SACRAMENTO, Calif. (CBS13/AP) - The latest on a planned strike by SEIU 1000:

2:50 p.m.

After long deliberations with the state on Friday, SEIU leaders announced that their planned strike is off.

Officials say they will continue bargaining.

Yvonne R. Walker, president of SEIU Local 1000, released the following statement:

"After weeks of preparing for a strike, we have been in conversations with the state, and we both feel we have found a pathway forward. Therefore we have withdrawn our notice to strike and will continue bargaining today," Walker said. "Our goal has never been to go on strike. It has always been to get a contract we can all be proud of."

A one-day strike was planned for Monday.

7:14 a.m.

A state board that oversees labor relations asked a judge to prohibit California's largest public-employee union from encouraging some of its members to participate in a one-day strike planned for Monday.

The Public Employment Relations Board acted Thursday in response to a request by Gov. Jerry Brown's administration, which last month asked the board to seek an order blocking a strike by all 95,000 state workers who are members of the Service Employees International Union.

The board instead asked to block about 6,000 members of the local who are deemed essential to public health or safety. Those include nurses, cooks and janitors who work at state mental hospitals, prisons, veterans homes, care centers for the disabled and schools for the deaf and blind.
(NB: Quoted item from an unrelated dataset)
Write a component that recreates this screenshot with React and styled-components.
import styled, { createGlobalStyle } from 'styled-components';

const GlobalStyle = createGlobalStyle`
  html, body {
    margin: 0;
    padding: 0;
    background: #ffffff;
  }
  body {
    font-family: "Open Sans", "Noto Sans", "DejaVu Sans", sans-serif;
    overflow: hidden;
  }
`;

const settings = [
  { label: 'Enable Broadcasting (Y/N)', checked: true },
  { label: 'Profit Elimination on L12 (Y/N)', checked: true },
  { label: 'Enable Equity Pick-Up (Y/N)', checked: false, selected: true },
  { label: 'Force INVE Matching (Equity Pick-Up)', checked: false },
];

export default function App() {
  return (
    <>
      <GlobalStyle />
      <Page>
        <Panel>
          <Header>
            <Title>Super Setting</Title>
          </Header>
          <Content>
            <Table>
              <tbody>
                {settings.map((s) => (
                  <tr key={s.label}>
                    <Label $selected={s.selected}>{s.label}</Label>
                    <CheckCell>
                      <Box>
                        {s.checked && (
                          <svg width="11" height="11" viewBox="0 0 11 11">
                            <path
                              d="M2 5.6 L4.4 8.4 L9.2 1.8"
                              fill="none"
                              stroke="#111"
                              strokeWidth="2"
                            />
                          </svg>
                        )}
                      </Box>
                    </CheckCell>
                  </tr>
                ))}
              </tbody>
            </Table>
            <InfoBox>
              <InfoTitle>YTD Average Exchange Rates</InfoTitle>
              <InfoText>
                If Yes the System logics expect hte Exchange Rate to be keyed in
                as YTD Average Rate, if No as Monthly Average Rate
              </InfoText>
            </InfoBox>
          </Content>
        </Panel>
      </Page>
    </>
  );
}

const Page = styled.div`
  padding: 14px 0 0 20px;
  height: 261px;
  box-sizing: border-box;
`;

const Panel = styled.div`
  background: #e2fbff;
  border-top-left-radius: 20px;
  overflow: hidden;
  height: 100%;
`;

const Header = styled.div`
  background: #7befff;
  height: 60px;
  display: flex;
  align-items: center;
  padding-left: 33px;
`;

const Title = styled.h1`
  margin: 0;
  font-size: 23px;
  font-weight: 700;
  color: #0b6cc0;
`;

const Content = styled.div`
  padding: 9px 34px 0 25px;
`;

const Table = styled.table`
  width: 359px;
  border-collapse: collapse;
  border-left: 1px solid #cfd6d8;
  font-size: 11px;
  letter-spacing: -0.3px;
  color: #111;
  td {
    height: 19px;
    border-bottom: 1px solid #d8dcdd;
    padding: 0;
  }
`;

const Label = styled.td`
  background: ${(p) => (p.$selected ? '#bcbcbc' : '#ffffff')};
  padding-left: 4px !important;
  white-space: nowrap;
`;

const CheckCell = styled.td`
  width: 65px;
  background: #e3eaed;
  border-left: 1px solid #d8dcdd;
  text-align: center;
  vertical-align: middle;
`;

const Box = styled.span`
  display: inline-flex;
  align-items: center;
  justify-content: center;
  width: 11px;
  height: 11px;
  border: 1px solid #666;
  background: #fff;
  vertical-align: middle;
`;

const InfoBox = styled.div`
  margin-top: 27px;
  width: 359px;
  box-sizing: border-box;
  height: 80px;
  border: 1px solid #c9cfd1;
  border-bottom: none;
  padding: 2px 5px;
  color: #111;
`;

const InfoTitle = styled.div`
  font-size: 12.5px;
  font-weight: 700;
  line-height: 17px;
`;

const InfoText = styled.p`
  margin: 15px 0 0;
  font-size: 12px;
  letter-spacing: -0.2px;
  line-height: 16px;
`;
A hearing was scheduled for Friday afternoon.

The state will ask the judge to block a strike by all workers or, failing that, to add more employees to the list of essential personnel, said Joe DeAnda, a spokesman for the California Department of Human Resources.

A spokesman for the union, Mike Roth, said he could not immediately comment on the filing.
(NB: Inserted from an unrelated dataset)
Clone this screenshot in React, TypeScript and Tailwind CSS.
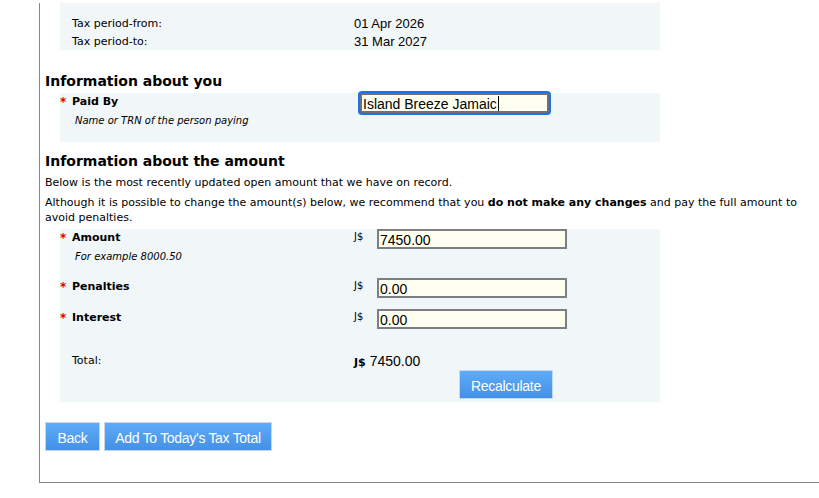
import React from 'react'

const verdana = "font-['DejaVu_Sans',Verdana,sans-serif]"
const helv = "font-['Liberation_Sans',Helvetica,Arial,sans-serif]"

function Req() {
  return <span className="w-3 shrink-0 text-[12px] font-bold text-[#e00000] leading-[14px]">*</span>
}

function MoneyInput({ value }: { value: string }) {
  return (
    <div className="flex items-start">
      <span className={`${verdana} w-[23px] text-[10px] leading-[16px] text-black`}>J$</span>
      <input
        readOnly
        value={value}
        className={`${helv} h-5 w-[190px] border-2 border-[#7d7d85] bg-[#fffff0] px-px pt-px text-[14px] leading-none text-black outline-none`}
      />
    </div>
  )
}

function Button({ label, className = '' }: { label: string; className?: string }) {
  return (
    <button
      className={`${helv} h-[29px] border border-[#c6d8ec] bg-gradient-to-b from-[#5eacf8] to-[#4490e6] pt-[3px] text-[14px] font-light leading-none tracking-[-0.3px] text-white ${className}`}
    >
      {label}
    </button>
  )
}

export default function App() {
  return (
    <div className="h-[498px] overflow-hidden bg-white">
      <div className={`${verdana} ml-[39px] border-b border-l border-[#888888] pb-[31px] pl-[5px] text-[11px] text-black`}>
        {/* tax period */}
        <div className="ml-[15px] mt-[3px] h-[47px] w-[600px] bg-[#f1f6f9] pt-[12px]">
          <div className="flex h-[18px] items-center pl-3">
            <span className="w-[282px]">Tax period-from:</span>
            <span className={`${helv} text-[13px]`}>01 Apr 2026</span>
          </div>
          <div className="flex h-[18px] items-center pl-3">
            <span className="w-[282px]">Tax period-to:</span>
            <span className={`${helv} text-[13px]`}>31 Mar 2027</span>
          </div>
        </div>

        {/* payer */}
        <h2 className="mt-[22px] h-[21px] text-[14px] font-bold leading-[18px]">Information about you</h2>
        <div className="ml-[15px] h-[49px] w-[600px] bg-[#f1f6f9]">
          <div className="flex">
            <div className="flex w-[300px] items-start pt-[2px]">
              <Req />
              <span className="text-[11px] font-bold leading-[14px]">Paid By</span>
            </div>
            <div
              className={`${helv} flex h-5 w-[189px] items-center rounded-[2px] border-2 border-[#6f6f77] bg-[#fffff0] px-px pt-px text-[14px] leading-none text-black ring-2 ring-[#1b72ec]`}
            >
              <span>Island Breeze Jamaic</span>
              <span className="ml-px h-[15px] w-px bg-black" />
            </div>
          </div>
          <p className="ml-[15px] mt-[1px] text-[10px] italic leading-[14px]">Name or TRN of the person paying</p>
        </div>

        {/* amount */}
        <h2 className="mt-[10px] h-[18px] text-[14px] font-bold leading-[18px]">Information about the amount</h2>
        <p className="mt-[5px] leading-[15px]">Below is the most recently updated open amount that we have on record.</p>
        <p className="mt-[5px] pr-4 leading-[15px]">
          Although it is possible to change the amount(s) below, we recommend that you{' '}
          <b>do not make any changes</b> and pay the full amount to avoid penalties.
        </p>

        <div className="ml-[15px] mt-[4px] h-[173px] w-[600px] bg-[#f1f6f9]">
          <div className="flex">
            <div className="flex w-[294px] items-start pt-[2px]">
              <Req />
              <span className="font-bold leading-[14px]">Amount</span>
            </div>
            <MoneyInput value="7450.00" />
          </div>
          <p className="ml-[15px] mt-[1px] text-[10px] italic leading-[14px]">For example 8000.50</p>

          <div className="mt-[14px] flex">
            <div className="flex w-[294px] items-start pt-[2px]">
              <Req />
              <span className="font-bold leading-[14px]">Penalties</span>
            </div>
            <MoneyInput value="0.00" />
          </div>

          <div className="mt-[11px] flex">
            <div className="flex w-[294px] items-start pt-[2px]">
              <Req />
              <span className="font-bold leading-[14px]">Interest</span>
            </div>
            <MoneyInput value="0.00" />
          </div>

          <div className="mt-[23px] flex h-[18px] items-center pl-3">
            <span className="w-[282px]">Total:</span>
            <span className={`${helv} text-[14px]`}>
              <b className={`${verdana} text-[11px]`}>J$</b> 7450.00
            </span>
          </div>
          <div className="pl-[399px]">
            <Button label="Recalculate" className="w-[94px]" />
          </div>
        </div>

        <div className="mt-[20px] flex gap-1">
          <Button label="Back" className="w-[55px]" />
          <Button label="Add To Today's Tax Total" className="w-[168px]" />
        </div>
      </div>
    </div>
  )
}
The state has offered the union a nearly 12 percent salary increase over four years, but SEIU officials say the 3 percent annual raises would be offset by a 3.5 percent employee contribution to retirees' health care. The union says the state is flush with cash from a booming economy and can afford a larger raise.

State officials say the union's contract prohibits a strike. The union says the no-strike provision doesn't apply because the state has bargained in bad faith - a charge the state denies.

SEIU represents workers in nine of the state's 21 bargaining units, including administrative staff, teachers, medical staff and printers. Their contract expired in July.

Assemblyman Rob Bonta, D-Alameda, said both sides are doing what they feel is necessary to protect their interests, but he'd prefer they work out their differences at the negotiating table.

"Rather than have injunctions filed and have disputes that will be resolved in court, I'd rather have both parties at the table hammering out a deal through collective bargaining," said Bonta, who is chairman of the Assembly committee that oversees employee compensation.